When 24 the TV show first came out, it had a novel gimmick: the show would cut to a split screen format and show events simultaneously unfold in different parts of the story in “real time”. Over time, that gimmick went away; it remains only in the teaser leading and ending clips just before and after commercial breaks.

Samurai Boogie has a gimmick of its own. The text for the first few pages reads like the text of a graphic novel: short terse semi-sentences, leaving the reader free to draw the frame in his mind:

At the top of the stairs, a logn corridor. At the end, a sliding door with panels of translucent paper. Behind it, a hunched silhouette. Human, male.

Mori takes a half-step backwards. A floorboard groans. The silhouette stays motionless. So does Mori. Stillness. The only soudn the patter of the rain.

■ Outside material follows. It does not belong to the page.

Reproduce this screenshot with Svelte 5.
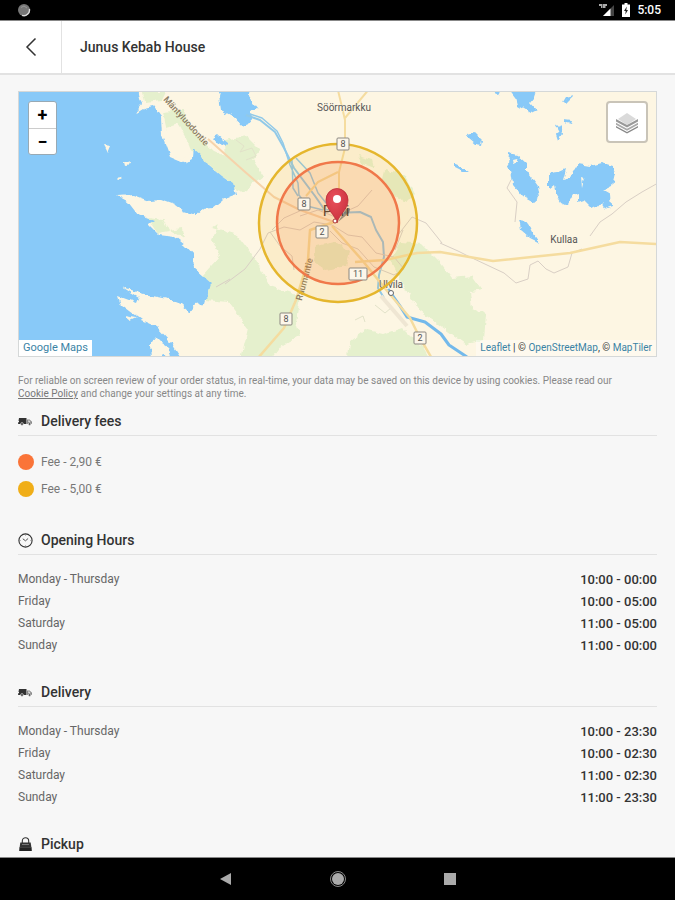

Go forward or back? Mori’s instincts decide. He moves down the corridor like a cat, slow motion, rolling his weight over each step forward. At the sliding door, he waits a lifetime. Then his fingernails open a millimetre of light; he lines his eye to the crack.

The gimmick is fun for a chapter or two, but Tasker thankfully backs off and allows the story to tell itself without gimmicky narration.